◆ Task description: Check each line of the records for "this"; collect those that have it.

◆ Materials provided:
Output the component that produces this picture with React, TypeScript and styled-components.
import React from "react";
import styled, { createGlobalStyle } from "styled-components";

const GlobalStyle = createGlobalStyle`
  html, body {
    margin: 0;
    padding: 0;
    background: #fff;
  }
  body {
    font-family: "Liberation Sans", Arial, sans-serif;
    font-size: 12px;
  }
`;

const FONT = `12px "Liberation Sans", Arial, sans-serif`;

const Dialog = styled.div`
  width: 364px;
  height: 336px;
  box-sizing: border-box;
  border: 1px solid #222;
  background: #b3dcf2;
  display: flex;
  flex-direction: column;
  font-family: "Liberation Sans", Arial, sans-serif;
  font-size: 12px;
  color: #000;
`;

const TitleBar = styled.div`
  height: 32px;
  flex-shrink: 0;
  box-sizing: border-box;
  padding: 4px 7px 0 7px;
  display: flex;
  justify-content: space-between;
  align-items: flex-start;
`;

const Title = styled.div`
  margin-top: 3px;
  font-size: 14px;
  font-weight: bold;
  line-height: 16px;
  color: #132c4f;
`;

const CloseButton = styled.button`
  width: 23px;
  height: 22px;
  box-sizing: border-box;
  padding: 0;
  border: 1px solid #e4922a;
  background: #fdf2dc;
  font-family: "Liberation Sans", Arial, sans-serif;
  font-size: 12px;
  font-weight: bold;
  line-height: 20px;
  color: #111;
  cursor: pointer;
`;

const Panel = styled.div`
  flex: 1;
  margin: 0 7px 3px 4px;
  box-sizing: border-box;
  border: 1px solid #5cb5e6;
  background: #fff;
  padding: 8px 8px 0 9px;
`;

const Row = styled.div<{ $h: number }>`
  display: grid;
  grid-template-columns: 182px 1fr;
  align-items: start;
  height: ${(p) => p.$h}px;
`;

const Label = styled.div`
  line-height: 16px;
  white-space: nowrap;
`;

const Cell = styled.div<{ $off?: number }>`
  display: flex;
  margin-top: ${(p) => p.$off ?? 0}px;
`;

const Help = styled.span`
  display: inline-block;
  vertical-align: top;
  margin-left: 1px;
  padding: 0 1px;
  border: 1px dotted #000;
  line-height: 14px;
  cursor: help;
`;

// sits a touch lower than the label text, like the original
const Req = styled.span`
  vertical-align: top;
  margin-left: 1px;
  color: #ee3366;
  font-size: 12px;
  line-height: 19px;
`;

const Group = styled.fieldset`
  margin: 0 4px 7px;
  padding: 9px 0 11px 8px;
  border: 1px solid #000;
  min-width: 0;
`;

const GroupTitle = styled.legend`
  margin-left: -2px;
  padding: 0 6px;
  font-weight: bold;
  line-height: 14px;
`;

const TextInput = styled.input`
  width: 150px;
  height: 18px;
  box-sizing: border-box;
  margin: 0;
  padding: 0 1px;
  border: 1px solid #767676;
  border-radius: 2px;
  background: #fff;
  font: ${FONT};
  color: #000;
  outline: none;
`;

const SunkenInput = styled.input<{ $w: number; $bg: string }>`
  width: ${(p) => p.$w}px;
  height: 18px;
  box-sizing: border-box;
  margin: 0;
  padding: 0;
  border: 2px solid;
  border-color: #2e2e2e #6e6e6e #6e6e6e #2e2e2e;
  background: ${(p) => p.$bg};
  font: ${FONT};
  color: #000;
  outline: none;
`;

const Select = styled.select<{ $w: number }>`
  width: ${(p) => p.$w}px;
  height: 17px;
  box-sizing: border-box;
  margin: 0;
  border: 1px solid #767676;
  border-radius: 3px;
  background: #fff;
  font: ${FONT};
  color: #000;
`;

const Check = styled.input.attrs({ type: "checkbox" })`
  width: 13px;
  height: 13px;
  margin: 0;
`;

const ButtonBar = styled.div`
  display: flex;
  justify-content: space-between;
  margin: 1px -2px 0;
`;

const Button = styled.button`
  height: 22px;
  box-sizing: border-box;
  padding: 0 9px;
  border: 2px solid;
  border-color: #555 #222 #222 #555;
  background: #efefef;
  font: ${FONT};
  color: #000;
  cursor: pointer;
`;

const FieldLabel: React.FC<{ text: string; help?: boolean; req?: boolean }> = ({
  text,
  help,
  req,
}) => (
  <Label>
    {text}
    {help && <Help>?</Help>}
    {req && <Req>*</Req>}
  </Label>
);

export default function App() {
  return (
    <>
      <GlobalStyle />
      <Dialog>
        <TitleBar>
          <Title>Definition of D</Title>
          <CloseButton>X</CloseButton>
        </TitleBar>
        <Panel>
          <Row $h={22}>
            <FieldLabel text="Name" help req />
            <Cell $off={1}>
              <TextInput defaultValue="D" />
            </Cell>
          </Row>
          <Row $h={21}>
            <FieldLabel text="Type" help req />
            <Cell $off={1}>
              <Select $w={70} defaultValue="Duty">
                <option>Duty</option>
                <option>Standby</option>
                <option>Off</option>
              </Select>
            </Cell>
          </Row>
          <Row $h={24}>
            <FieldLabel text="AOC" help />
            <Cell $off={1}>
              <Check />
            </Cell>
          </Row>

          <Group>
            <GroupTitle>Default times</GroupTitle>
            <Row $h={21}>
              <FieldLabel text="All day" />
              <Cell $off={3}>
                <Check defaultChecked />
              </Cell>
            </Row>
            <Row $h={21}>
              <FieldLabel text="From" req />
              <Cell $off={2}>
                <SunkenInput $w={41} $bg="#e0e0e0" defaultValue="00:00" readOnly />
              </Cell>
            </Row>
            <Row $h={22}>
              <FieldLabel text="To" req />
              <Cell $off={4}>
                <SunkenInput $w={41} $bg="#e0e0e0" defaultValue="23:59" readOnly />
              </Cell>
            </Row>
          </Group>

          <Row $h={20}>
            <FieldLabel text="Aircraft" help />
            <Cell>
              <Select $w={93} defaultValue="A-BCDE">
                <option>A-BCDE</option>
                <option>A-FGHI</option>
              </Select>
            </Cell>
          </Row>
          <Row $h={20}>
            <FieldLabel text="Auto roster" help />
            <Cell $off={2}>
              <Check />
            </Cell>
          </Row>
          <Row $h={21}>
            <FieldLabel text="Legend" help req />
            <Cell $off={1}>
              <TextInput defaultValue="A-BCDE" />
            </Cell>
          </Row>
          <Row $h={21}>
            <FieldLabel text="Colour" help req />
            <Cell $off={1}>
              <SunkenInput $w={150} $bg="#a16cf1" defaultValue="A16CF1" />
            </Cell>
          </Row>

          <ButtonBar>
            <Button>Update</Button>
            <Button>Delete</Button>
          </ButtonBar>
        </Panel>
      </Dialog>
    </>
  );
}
==
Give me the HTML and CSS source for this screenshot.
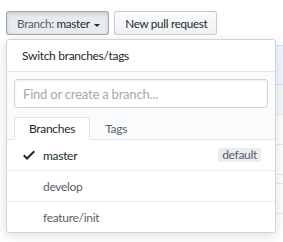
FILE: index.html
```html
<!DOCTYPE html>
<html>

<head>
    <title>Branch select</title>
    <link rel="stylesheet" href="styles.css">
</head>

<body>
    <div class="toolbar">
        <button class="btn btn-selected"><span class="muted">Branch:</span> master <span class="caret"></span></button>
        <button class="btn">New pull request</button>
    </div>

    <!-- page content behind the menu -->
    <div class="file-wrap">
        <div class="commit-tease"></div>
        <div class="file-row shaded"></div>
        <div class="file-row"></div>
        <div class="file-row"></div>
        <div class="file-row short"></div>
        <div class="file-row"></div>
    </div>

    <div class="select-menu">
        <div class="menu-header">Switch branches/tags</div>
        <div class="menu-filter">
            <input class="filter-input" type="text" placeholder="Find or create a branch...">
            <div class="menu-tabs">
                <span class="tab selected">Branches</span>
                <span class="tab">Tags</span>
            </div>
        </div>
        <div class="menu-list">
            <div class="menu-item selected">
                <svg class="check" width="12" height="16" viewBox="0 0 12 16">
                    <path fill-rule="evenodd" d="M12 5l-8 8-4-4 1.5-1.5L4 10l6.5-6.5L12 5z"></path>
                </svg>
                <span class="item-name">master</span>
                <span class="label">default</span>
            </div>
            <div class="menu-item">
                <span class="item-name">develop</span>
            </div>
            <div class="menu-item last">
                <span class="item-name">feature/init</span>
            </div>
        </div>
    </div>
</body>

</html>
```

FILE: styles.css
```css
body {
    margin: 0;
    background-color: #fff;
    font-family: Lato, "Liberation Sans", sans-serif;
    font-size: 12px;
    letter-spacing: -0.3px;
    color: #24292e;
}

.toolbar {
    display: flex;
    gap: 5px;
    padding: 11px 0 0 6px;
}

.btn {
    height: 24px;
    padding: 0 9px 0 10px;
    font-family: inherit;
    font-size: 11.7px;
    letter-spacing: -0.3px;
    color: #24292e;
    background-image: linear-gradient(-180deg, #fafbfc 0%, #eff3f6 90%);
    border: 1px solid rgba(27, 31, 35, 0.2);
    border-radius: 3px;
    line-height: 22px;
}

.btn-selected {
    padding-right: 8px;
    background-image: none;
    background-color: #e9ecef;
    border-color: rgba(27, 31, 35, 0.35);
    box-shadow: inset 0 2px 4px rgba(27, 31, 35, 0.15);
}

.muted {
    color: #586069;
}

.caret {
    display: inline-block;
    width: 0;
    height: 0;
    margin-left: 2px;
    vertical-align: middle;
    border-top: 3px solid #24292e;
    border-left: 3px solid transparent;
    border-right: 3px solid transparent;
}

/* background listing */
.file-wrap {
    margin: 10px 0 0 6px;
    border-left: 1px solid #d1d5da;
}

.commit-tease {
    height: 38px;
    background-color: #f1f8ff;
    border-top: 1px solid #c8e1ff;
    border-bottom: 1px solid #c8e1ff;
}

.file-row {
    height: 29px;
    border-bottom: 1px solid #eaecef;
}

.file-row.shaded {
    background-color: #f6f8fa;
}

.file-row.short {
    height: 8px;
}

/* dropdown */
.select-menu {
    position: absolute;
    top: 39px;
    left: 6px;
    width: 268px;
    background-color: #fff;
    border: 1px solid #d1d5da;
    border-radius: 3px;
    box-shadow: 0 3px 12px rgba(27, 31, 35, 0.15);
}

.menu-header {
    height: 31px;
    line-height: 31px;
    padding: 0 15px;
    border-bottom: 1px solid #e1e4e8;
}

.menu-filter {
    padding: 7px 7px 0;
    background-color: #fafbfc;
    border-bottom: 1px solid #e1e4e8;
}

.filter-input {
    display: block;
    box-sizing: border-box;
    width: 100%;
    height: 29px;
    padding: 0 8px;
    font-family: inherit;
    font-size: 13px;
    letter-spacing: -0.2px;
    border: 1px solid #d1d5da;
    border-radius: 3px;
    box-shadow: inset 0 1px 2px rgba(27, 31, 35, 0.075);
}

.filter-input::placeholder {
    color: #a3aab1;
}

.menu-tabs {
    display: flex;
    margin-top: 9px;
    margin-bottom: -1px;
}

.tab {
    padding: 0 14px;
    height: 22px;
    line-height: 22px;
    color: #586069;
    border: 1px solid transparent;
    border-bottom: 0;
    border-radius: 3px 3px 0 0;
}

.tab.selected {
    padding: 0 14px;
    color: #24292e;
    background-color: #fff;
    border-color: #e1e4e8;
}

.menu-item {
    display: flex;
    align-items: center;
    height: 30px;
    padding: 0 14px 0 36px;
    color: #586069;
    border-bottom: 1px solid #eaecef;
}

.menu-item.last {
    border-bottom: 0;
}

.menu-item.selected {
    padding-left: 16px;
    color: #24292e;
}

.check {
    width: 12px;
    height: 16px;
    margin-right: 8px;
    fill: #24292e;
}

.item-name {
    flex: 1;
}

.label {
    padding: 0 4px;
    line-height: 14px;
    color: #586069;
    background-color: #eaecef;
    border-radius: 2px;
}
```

◆ Exercise response:
Output the component that produces this picture with React, TypeScript and styled-components.
Give me the HTML and CSS source for this screenshot.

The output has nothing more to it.